There were several chase scenes as well, but I couldn’t testify they occurred in a fruit market, as would normally be expected; they did however zip around a few national monuments, so: close enough.

Instinct is his greatest weapon

As is the case with so many action films; there were more than a few suspensions of disbelief that caught my attention, and left me asking questions, like:

  • What IS the tensile strength of Coaxial Cable?
  • Could it hold a persons body weight?
  • Does everyone in Europe know a doctor that doesn’t ask about bullet wounds?
  • While cauterizing an exit wound from a gunshot does stop bleeding- it doesn’t do much about internal bleeding, does it?
  • Why do people in action movies keep re-cocking firearms?  If it’s cocked and not fired, there’s still a bullet in the chamber, why doesn’t this bullet eject each subsequent time?
  • How many bullets fit in that gun anyway?
  • Why do henchmen have such bad aim?
  • How many “terrorists” are willing to die for the cause?
  • How did all these people pass customs?
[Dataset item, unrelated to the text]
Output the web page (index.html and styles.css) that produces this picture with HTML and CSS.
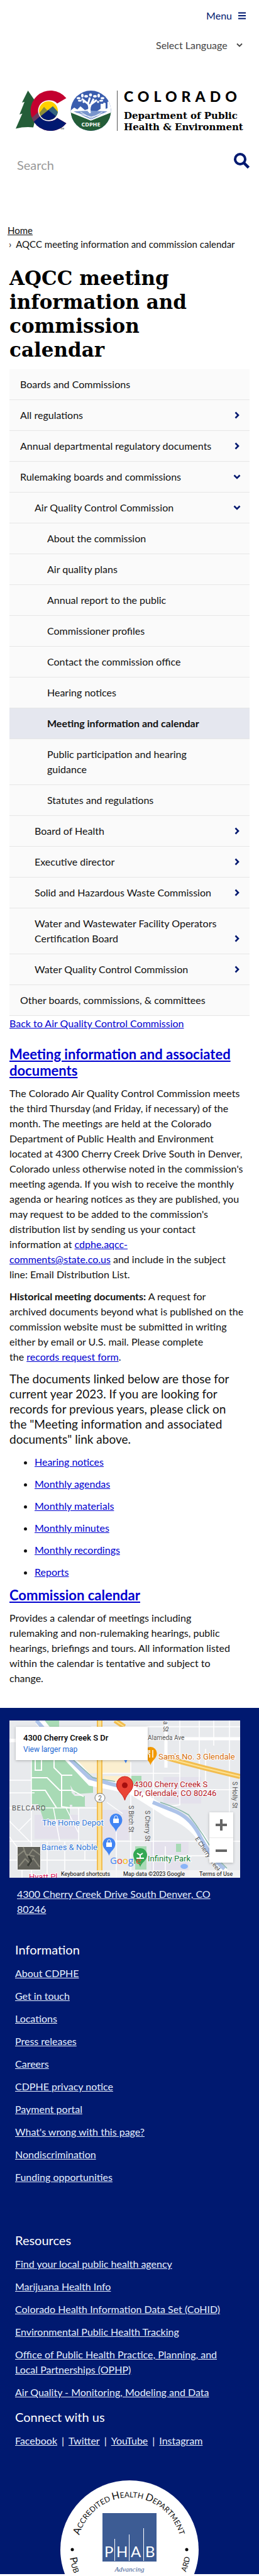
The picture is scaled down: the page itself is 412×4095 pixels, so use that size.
FILE: index.html
```html
<!DOCTYPE html>
<html lang="en">
<head>
<meta charset="utf-8">
<meta name="viewport" content="width=device-width, initial-scale=1">
<title>AQCC meeting information and commission calendar</title>
<link rel="stylesheet" href="styles.css">
</head>
<body>
<svg width="0" height="0" class="sprite" aria-hidden="true">
  <symbol id="right" viewBox="0 0 12 12"><path d="M3.5 1.5 8 6l-4.500 4.500" fill="none" stroke="#001970" stroke-width="2.600"/></symbol>
  <symbol id="down" viewBox="0 0 12 12"><path d="M1.500 3.500 6 8l4.500-4.500" fill="none" stroke="#001970" stroke-width="2.600"/></symbol>
</svg>
<header class="top">
  <button class="menu-btn" type="button">Menu
    <svg viewBox="0 0 12 12" width="12" height="12" aria-hidden="true"><path d="M0 1.500h12M0 6h12M0 10.500h12" stroke="#001970" stroke-width="2"/></svg>
  </button>
  <div class="lang">
    <select aria-label="Select Language"><option>Select Language</option></select>
    <svg viewBox="0 0 10 8" width="10" height="8" aria-hidden="true"><path d="M1 1.500 5 5.500l4-4" fill="none" stroke="#444" stroke-width="1.800"/></svg>
  </div>
  <a class="logo" href="#" aria-label="Colorado Department of Public Health and Environment">
    <svg viewBox="0 0 364 64">
      <defs>
        <clipPath id="cc"><path d="M80.500 12A32 32 0 1 0 80.500 52L66 43.500A16.500 16.500 0 1 1 66 20.500Z"/></clipPath>
        <clipPath id="sun"><circle cx="52" cy="32" r="15"/></clipPath>
        <clipPath id="seal"><circle cx="119.500" cy="32" r="32"/></clipPath>
      </defs>
      <path d="M19.500 0 10 19l4-1-8 20 4.500-1.500L0 60.500q14-3.500 28-2L36 24Z" fill="#245d38"/>
      <g clip-path="url(#cc)">
        <rect x="18" width="66" height="64" fill="#c3002f"/>
        <path d="M18 50 38 32v32H18Z" fill="#6d3a5d"/>
        <path d="M26 52 42 38 85 43v21H18Z" fill="#001970"/>
      </g>
      <circle cx="52" cy="32" r="16.500" fill="#fff"/>
      <g clip-path="url(#sun)">
        <rect x="36" y="16" width="32" height="32" fill="#ffd100"/>
        <path d="M34 40 45 26l6 6 8-7 12 13v12H34Z" fill="#8a8d3b"/>
        <path d="m50 32 9-7 12 13v8Z" fill="#35647e"/>
        <path d="m34 45 18-14 18 15v6H34Z" fill="#001970"/>
      </g>
      <text x="71" y="62" class="tm">TM</text>
      <g clip-path="url(#seal)">
        <rect x="87" width="65" height="64" fill="#3a5dae"/>
        <path d="m87 32 6-5 5 3 5-5 7 6 6-2 5 4h8l6-4v-8h4l1-2 3 1v9l3-1V18l5-2v15l4 1v6l-33 12-35-12Z" fill="#fff"/>
        <path d="m92 33 27-1 27 1-26 13Z" fill="#7895cc"/>
        <path d="m98 36 22 6 22-6M103 34l17 10 18-10" stroke="#fff" stroke-width="1" fill="none"/>
        <path d="M116 34q2-9-1-13l-10-8m10 8 3-10m0 12 11-8m-9 6 4-8m-6 23q-2-10 3-16" stroke="#fff" stroke-width="3" fill="none"/>
        <g fill="#fff"><ellipse cx="100" cy="12" rx="3" ry="1.800"/><ellipse cx="106" cy="8" rx="2" ry="3"/><ellipse cx="112" cy="9" rx="3" ry="2"/><circle cx="119" cy="7" r="2.400"/><ellipse cx="126" cy="9" rx="3" ry="2"/><ellipse cx="132" cy="8" rx="2" ry="3"/><ellipse cx="138" cy="12" rx="3" ry="1.800"/><ellipse cx="102" cy="16" rx="3" ry="1.500"/><ellipse cx="136" cy="16" rx="3" ry="1.500"/><circle cx="108" cy="18" r="1.700"/><circle cx="131" cy="18" r="1.700"/></g>
        <path d="m87 34 32.500 13L152 34v30H87Z" fill="#245d38"/>
        <path d="m87 34 32.500 13L152 34" stroke="#fff" stroke-width="1.500" fill="none"/>
      </g>
      <text x="119.500" y="57" text-anchor="middle" class="cdphe">CDPHE</text>
      <path d="M161.500 0v64" stroke="#555"/>
      <text x="172" y="18" class="co">COLORADO</text>
      <text x="172" y="45" class="dept">Department of Public</text>
      <text x="172" y="63" class="dept">Health &amp; Environment</text>
    </svg>
  </a>
  <form class="search">
    <input type="search" placeholder="Search" aria-label="Search">
    <button type="button" aria-label="Submit search"><svg viewBox="0 0 25 25" width="25" height="25"><circle cx="10" cy="10" r="8" fill="none" stroke="#001970" stroke-width="4"/><path d="m16 16 7.500 7.500" stroke="#001970" stroke-width="4.500"/></svg></button>
  </form>
</header>
<main>
  <nav class="crumbs" aria-label="Breadcrumb">
    <a href="#">Home</a>
    <span><b>›</b>AQCC meeting information and commission calendar</span>
  </nav>
  <h1>AQCC meeting<br>information and<br>commission<br>calendar</h1>
  <ul class="tree">
    <li><a href="#">Boards and Commissions</a></li>
    <li><a href="#">All regulations</a><button type="button" aria-label="Expand All regulations"><svg><use href="#right"/></svg></button></li>
    <li><a href="#">Annual departmental regulatory documents</a><button type="button" aria-label="Expand Annual documents"><svg><use href="#right"/></svg></button></li>
    <li><a href="#">Rulemaking boards and commissions</a><button type="button" aria-label="Collapse Rulemaking boards"><svg><use href="#down"/></svg></button></li>
    <li class="l2"><a href="#">Air Quality Control Commission</a><button type="button" aria-label="Collapse Air Quality"><svg><use href="#down"/></svg></button></li>
    <li class="l3"><a href="#">About the commission</a></li>
    <li class="l3"><a href="#">Air quality plans</a></li>
    <li class="l3"><a href="#">Annual report to the public</a></li>
    <li class="l3"><a href="#">Commissioner profiles</a></li>
    <li class="l3"><a href="#">Contact the commission office</a></li>
    <li class="l3"><a href="#">Hearing notices</a></li>
    <li class="l3 current"><a href="#" aria-current="page">Meeting information and calendar</a></li>
    <li class="l3"><a href="#">Public participation and hearing<br>guidance</a></li>
    <li class="l3"><a href="#">Statutes and regulations</a></li>
    <li class="l2"><a href="#">Board of Health</a><button type="button" aria-label="Expand Board of Health"><svg><use href="#right"/></svg></button></li>
    <li class="l2"><a href="#">Executive director</a><button type="button" aria-label="Expand Executive director"><svg><use href="#right"/></svg></button></li>
    <li class="l2"><a href="#">Solid and Hazardous Waste Commission</a><button type="button" aria-label="Expand Solid and Hazardous Waste"><svg><use href="#right"/></svg></button></li>
    <li class="l2"><a href="#">Water and Wastewater Facility Operators<br>Certification Board</a><button type="button" aria-label="Expand Certification Board"><svg><use href="#right"/></svg></button></li>
    <li class="l2"><a href="#">Water Quality Control Commission</a><button type="button" aria-label="Expand Water Quality"><svg><use href="#right"/></svg></button></li>
    <li><a href="#">Other boards, commissions, &amp; committees</a></li>
  </ul>
  <article>
    <a href="#">Back to Air Quality Control Commission</a>
    <h2 class="first"><a href="#">Meeting information and associated<br>documents</a></h2>
    <p>The Colorado Air Quality Control Commission meets<br>the third Thursday (and Friday, if necessary) of the<br>month. The meetings are held at the Colorado<br>Department of Public Health and Environment<br>located at 4300 Cherry Creek Drive South in Denver,<br>Colorado unless otherwise noted in the commission's<br>meeting agenda. If you wish to receive the monthly<br>agenda or hearing notices as they are published, you<br>may request to be added to the commission's<br>distribution list by sending us your contact<br>information at <a href="#">cdphe.aqcc-<br>comments@state.co.us</a> and include in the subject<br>line: Email Distribution List.</p>
    <p><strong>Historical meeting documents:</strong> A request for<br>archived documents beyond what is published on the<br>commission website must be submitted in writing<br>either by email or U.S. mail. Please complete<br>the <a href="#">records request form</a>.</p>
    <p class="note">The documents linked below are those for<br>current year 2023. If you are looking for<br>records for previous years, please click on<br>the "Meeting information and associated<br>documents" link above.</p>
    <ul class="docs">
      <li><a href="#">Hearing notices</a></li>
      <li><a href="#">Monthly agendas</a></li>
      <li><a href="#">Monthly materials</a></li>
      <li><a href="#">Monthly minutes</a></li>
      <li><a href="#">Monthly recordings</a></li>
      <li><a href="#">Reports</a></li>
    </ul>
    <h2><a href="#">Commission calendar</a></h2>
    <p>Provides a calendar of meetings including<br>rulemaking and non-rulemaking hearings, public<br>hearings, briefings and tours. All information listed<br>within the calendar is tentative and subject to<br>change.</p>
  </article>
</main>
<footer>
  <div class="map">
    <svg viewBox="0 0 367 250" preserveAspectRatio="xMidYMid slice">
      <rect width="367" height="250" fill="#e8eaed"/>
      <g fill="#e4e1ec"><path d="M145 142h45v48h-45ZM225 192h60v58h-60ZM40 150h70v38H40ZM245 90h60v42h-60Z"/></g>
      <g fill="#fbefd0"><path d="M108 60h84v24h-84ZM150 88h42v14h-42Z"/></g>
      <g fill="#a8dab5"><path d="M35 63h60l38 38v14l-28 2-8-14 2 12 22 22h-13v-3h-12v-1v24H54l-8-24H35ZM57 0h22v11H57ZM192 88h18v14h-18ZM200 200h18v37h-18ZM265 196h8v13h-8ZM100 120h20v17h-20Z"/></g>
      <g fill="none" stroke="#fff" stroke-width="2">
        <path d="M35 63v187M0 139h142M142 84h130M0 222h142M0 192h367M193 66v184M229 54v196M250 0v50M271 84v50l-25 4M302 0v110M350 0v190M271 0v84M325 0v40M312 45v60M0 30h15M0 95h35M0 115h40M130 10h237M215 110h150M240 215h80M248 200v50M70 139l10 53M90 139l20 40M110 139v53M88 192v58M15 175l20-20M0 160l35 35M0 185l30 40M20 222v28M120 192v30M60 192v58M155 130l25 18M170 150v100" stroke-width="1.500"/>
        <path d="M41 63v16h10V63M71 63v12l12 12h17M35 91h25l20 20h20l18 10M83 87v50l14 2M35 111h22l18 28"/>
        <path d="M190 29h177M0 32h12M249 0v75" stroke-width="5"/>
        <path d="M47 0 95 60l35 37 35 7 30 7 57 36q38 15 55 42 25 45 42 61" stroke-width="14"/>
      </g>
      <path d="M43 0 95 60l32 31 35 10 25 6M228 130l32 13q25 9 40 35 20 40 42 58" fill="none" stroke="#adc3e9" stroke-width="6"/>
      <path d="m90 52 43 39 35 6M240 130q25 8 45 20 22 28 46 70l15 15" fill="none" stroke="#8ab7ab" stroke-width="1.500"/>
      <path d="M143.500 0v250" stroke="#f2bd4f" stroke-width="9"/><path d="M143.500 0v250" stroke="#fde293" stroke-width="5"/>
      <path d="M168 0l15 10M245 58q60 17 122 31" fill="none" stroke="#f2bd4f" stroke-width="8"/><path d="M168 0l15 10M245 58q60 17 122 31" fill="none" stroke="#fde293" stroke-width="2"/>
      <ellipse cx="278" cy="232" rx="6" ry="4" fill="#8ab4f8"/>
      <rect x="136" y="116" width="16" height="14" rx="7" fill="#fff" stroke="#777"/><text x="144" y="127" text-anchor="middle" class="s">2</text>
      <g class="s"><text x="220" y="31">Alameda Ave</text><text x="4" y="143" class="area">BELCARO</text>
        <text transform="translate(190 135) rotate(90)">S Birch St</text><text transform="translate(216 143) rotate(90)">S Cherry St</text>
        <text transform="translate(355 97) rotate(90)">S Holly St</text><text transform="translate(245 1) rotate(90)">a St</text>
        <text transform="translate(295 188) rotate(56)">E Cherry Creek</text></g>
      <g>
        <path d="M185 68l4-8h-8Z" fill="#4285f4"/>
        <path d="M224.500 71c-2-8-10-10-10-19a10 10 0 0 1 20 0c0 9-8 11-10 19Z" fill="#f29900"/><path d="M221 47v5q0 2 2 2v5M223 47v5M228 47v12" stroke="#fff" stroke-width="1.500" fill="none"/>
        <path d="M169.500 177c-2-8-10-10-10-19a10 10 0 0 1 20 0c0 9-8 11-10 19ZM158.500 215c-2-8-10-10-10-19a10 10 0 0 1 20 0c0 9-8 11-10 19Z" fill="#4285f4"/>
        <path d="M165 156h9v7h-9ZM154 194h9v7h-9Z" fill="#fff"/><path d="M167 156v-2a2.500 2.500 0 0 1 5 0v2M156 194v-2a2.500 2.500 0 0 1 5 0v2" fill="none" stroke="#fff"/>
        <path d="M208 233c-2-8-11-10-11-19a11 11 0 0 1 22 0c0 9-9 11-11 19Z" fill="#34a853"/><path d="M202 219h12M203 211l5 3 4-3M208 214v4" stroke="#fff" stroke-width="2" fill="none"/>
      </g>
      <path d="M183.500 127c-3-12-13-14-13-25a13 13 0 0 1 26 0c0 11-10 13-13 25Z" fill="#ea4335" stroke="#c5221f"/><circle cx="183.500" cy="103" r="4.500" fill="#a50e0e"/>
      <g class="poi"><text x="237" y="62" fill="#d56e0c">Sam's No. 3 Glendale</text>
        <text x="198" y="106" fill="#b3141d">4300 Cherry Creek S</text><text x="198" y="120" fill="#b3141d">Dr, Glendale, CO 80246</text>
        <text x="52" y="167" fill="#3277d6">The Home Depot</text><text x="51" y="206" fill="#3277d6">Barnes &amp; Noble</text>
        <text x="220" y="224" fill="#188038">Infinity Park</text><text x="31" y="253" fill="#d81b60">Hyatt Pl</text></g>
      <text x="160" y="228" class="goog"><tspan fill="#4285f4">G</tspan><tspan fill="#ea4335">o</tspan><tspan fill="#fbbc04">o</tspan><tspan fill="#4285f4">g</tspan><tspan fill="#34a853">l</tspan><tspan fill="#ea4335">e</tspan></text>
      <rect x="12" y="200" width="38" height="38" rx="2" fill="#fff"/><rect x="13" y="201" width="36" height="36" fill="#61615a"/><path d="m13 215 10-8 6 10 8-12 12 9M15 232l10-12 8 8 5-9 10 14M22 201l4 12 14 3" fill="none" stroke="#8a897c" stroke-width="2"/><path d="m30 215 5 8-6 8" stroke="#3c3e38" stroke-width="3" fill="none"/>
      <path d="M81 238h286v12H81Z" fill="#f5f5f5" opacity=".8"/>
      <g class="legal"><text x="82" y="247">Keyboard shortcuts</text><text x="181" y="247">Map data ©2023 Google</text><text x="302" y="247">Terms of Use</text></g>
    </svg>
    <div class="card"><b>4300 Cherry Creek S Dr</b><a href="#">View larger map</a></div>
    <div class="zoom">
      <button type="button" aria-label="Zoom in"><svg viewBox="0 0 18 18"><path d="M0 9h18M9 0v18" stroke="#666" stroke-width="4"/></svg></button>
      <button type="button" aria-label="Zoom out"><svg viewBox="0 0 18 18"><path d="M0 9h18" stroke="#666" stroke-width="4"/></svg></button>
    </div>
  </div>
  <a class="addr" href="#">4300 Cherry Creek Drive South Denver, CO<br>80246</a>
  <section class="links">
    <h3>Information</h3>
    <ul>
      <li><a href="#">About CDPHE</a></li><li><a href="#">Get in touch</a></li><li><a href="#">Locations</a></li><li><a href="#">Press releases</a></li><li><a href="#">Careers</a></li><li><a href="#">CDPHE privacy notice</a></li><li><a href="#">Payment portal</a></li><li><a href="#">What's wrong with this page?</a></li><li><a href="#">Nondiscrimination</a></li><li><a href="#">Funding opportunities</a></li>
    </ul>
  </section>
  <section class="links res">
    <h3>Resources</h3>
    <ul>
      <li><a href="#">Find your local public health agency</a></li><li><a href="#">Marijuana Health Info</a></li><li><a href="#">Colorado Health Information Data Set (CoHID)</a></li><li><a href="#">Environmental Public Health Tracking</a></li><li><a href="#">Office of Public Health Practice, Planning, and<br>Local Partnerships (OPHP)</a></li><li><a href="#">Air Quality - Monitoring, Modeling and Data</a></li>
    </ul>
  </section>
  <section class="links con">
    <h3>Connect with us</h3>
    <p class="social"><a href="#">Facebook</a><i>|</i><a href="#">Twitter</a><i>|</i><a href="#">YouTube</a><i>|</i><a href="#">Instagram</a></p>
  </section>
  <div class="badge">
    <svg viewBox="0 0 220 149" width="220" height="149" role="img" aria-label="Accredited Health Department seal">
      <defs><path id="arc" d="M27 110A83 83 0 0 1 193 110"/><path id="arcL" d="M15 123A96 96 0 0 0 60 192"/><path id="arcR" d="M160 192A96 96 0 0 0 206 122"/></defs>
      <circle cx="110" cy="110" r="110" fill="#fff"/>
      <g class="ring">
        <text><textPath href="#arc" startOffset="50%" text-anchor="middle"><tspan class="cap">A</tspan>CCREDITED <tspan class="cap">H</tspan>EALTH <tspan class="cap">D</tspan>EPARTMENT</textPath></text>
        <text><textPath href="#arcL"><tspan class="cap">P</tspan>UB</textPath></text>
        <text><textPath href="#arcR" startOffset="100%" text-anchor="end">ARD</textPath></text>
      </g>
      <circle cx="19" cy="110" r="2.500"/><circle cx="201" cy="110" r="2.500"/>
      <rect x="67" y="52" width="86" height="77" fill="#3d5c94"/>
      <path d="M86.500 93v35M109.500 86v42M132.500 76v52" stroke="#fff"/>
      <g class="phab"><text x="70" y="122">P</text><text x="89" y="122">H</text><text x="112" y="122">A</text><text x="135" y="122">B</text></g>
      <text x="110" y="145" text-anchor="middle" class="adv">Advancing</text>
    </svg>
  </div>
</footer>
</body>
</html>
```
FILE: styles.css
```css
* { box-sizing: border-box; }
body { margin: 0; background: #fff; color: #111; font: 16px/24px "Trebuchet MS", Lato, sans-serif; }
button, input, select { font: inherit; border: 0; background: none; padding: 0; margin: 0; color: inherit; }
ul { list-style: none; margin: 0; padding: 0; }
h1, h2, h3, p { margin: 0; }
.sprite { position: absolute; }
.top { display: flex; flex-direction: column; padding: 13px 15px 74px 25px; }
.menu-btn { display: flex; align-items: center; gap: 10px; align-self: flex-end; margin-right: 6px; color: #001970; }
.lang { display: flex; align-items: center; gap: 14px; align-self: flex-end; height: 24px; margin: 23px 11px 0 0; color: #444; }
.lang select { appearance: none; }
.logo { margin: 60px 8px 0 0; }
.logo svg { display: block; width: 100%; }
.tm { font: 4px Lato, sans-serif; }
.cdphe { font: 700 9px "Open Sans", sans-serif; fill: #fff; }
.co { font: 900 23px Lato, sans-serif; letter-spacing: 7px; }
.dept { font: 700 15px "DejaVu Serif", serif; }
.search { display: flex; justify-content: space-between; margin-top: 35px; }
.search input { flex: 1; min-width: 0; padding-left: 2px; height: 38px; font-size: 20px; outline: 0; }
.search input::placeholder { color: #999; opacity: 1; }
.search button { height: 25px; }
.crumbs { display: flex; flex-direction: column; padding-left: 12px; line-height: 22px; font-size: 15px; }
.crumbs a { color: #111; align-self: flex-start; }
.crumbs b { font-weight: 400; margin: 0 7px 0 2px; }
h1 { margin: 24px 15px 12px; font: 700 31px/38px "DejaVu Serif", serif; color: #000; }
.tree { margin: 0 15px; background: #fafafa; }
.tree li { display: flex; align-items: flex-end; justify-content: space-between; padding: 12px 14px 12px 17px; border-bottom: 1px solid #e6e6e6; }
.tree .l2 { padding-left: 40px; }
.tree .l3 { padding-left: 60px; }
.tree .current { background: #e5e7ef; font-weight: 700; }
.tree a { color: #111; text-decoration: none; white-space: nowrap; }
.tree button { display: flex; align-items: center; height: 24px; width: 12px; }
.tree svg { width: 12px; height: 12px; display: block; }
article { padding: 0 15px; white-space: nowrap; }
a { color: #0000d0; }
h2 { font-size: 22px; line-height: 26px; }
h2.first { margin-top: 24px; }
p { margin-top: 11px; }
article p.note { font-size: 19px; }
.docs { padding: 12px 0 1px 40px; list-style: disc; }
.docs li { margin-bottom: 11px; }
footer { margin-top: 35px; padding-top: 20px; background: #001970; overflow: hidden; }
footer a { color: #e6f0ff; }
.map { position: relative; margin: 0 30px 0 15px; height: 250px; font-family: Roboto, sans-serif; overflow: hidden; }
.map > svg { display: block; width: 100%; height: 250px; }
.s { font-size: 10px; fill: #555; }
.area { font-size: 11px; letter-spacing: 1px; }
.poi { font-size: 13px; stroke: #fff; stroke-width: 2px; paint-order: stroke; }
.goog { font: 15px "Open Sans", sans-serif; }
.legal { font-size: 9px; }
.card { position: absolute; left: 10px; top: 10px; width: 210px; height: 53px; padding: 9px 12px; background: #fff; box-shadow: 0 1px 4px #0004; display: flex; flex-direction: column; font-size: 12px; line-height: 18px; color: #000; }
.card b { font-size: 13px; font-weight: 500; }
.card a { color: #1a66d2; text-decoration: none; }
.zoom { position: absolute; right: 11px; bottom: 24px; width: 38px; display: flex; flex-direction: column; background: #fff; box-shadow: 0 1px 4px #0004; }
.zoom button { height: 40px; padding: 11px 10px; }
.zoom button + button { border-top: 1px solid #e6e6e6; }
.zoom svg { display: block; width: 18px; height: 18px; }
.addr { display: block; margin: 14px 27px 0; white-space: nowrap; }
.links { padding: 0 24px; margin-top: 40px; color: #fff; white-space: nowrap; }
.links h3 { font-size: 20px; font-weight: 400; line-height: 24px; margin-bottom: 14px; }
.links li + li { margin-top: 12px; }
.res { margin-top: 76px; }
.con { margin-top: 15px; }
.social { display: flex; gap: 7px; margin: 0; }
.social i { font-style: normal; }
.badge { display: flex; justify-content: center; margin-top: 51px; }
.badge svg { display: block; }
.ring { font: 12px Lato, sans-serif; fill: #111; }
.cap { font-size: 16px; }
.phab { font: 24px Lato, sans-serif; fill: #fff; }
.adv { font: italic 11px "Liberation Serif", serif; fill: #3d5c94; }
```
Again, Cold Light Of Day is not a bad movie; its just an extremely common exercise in a very diluted genre, that doesn’t offer anything in the way of originality; and certainly doesn’t push for any memorable performances from its A-List cast. Cold Light of Day was released to US audiences on September 7th, 2012, and was recently released to DVD, and Blu-Ray on January 29th, 2013.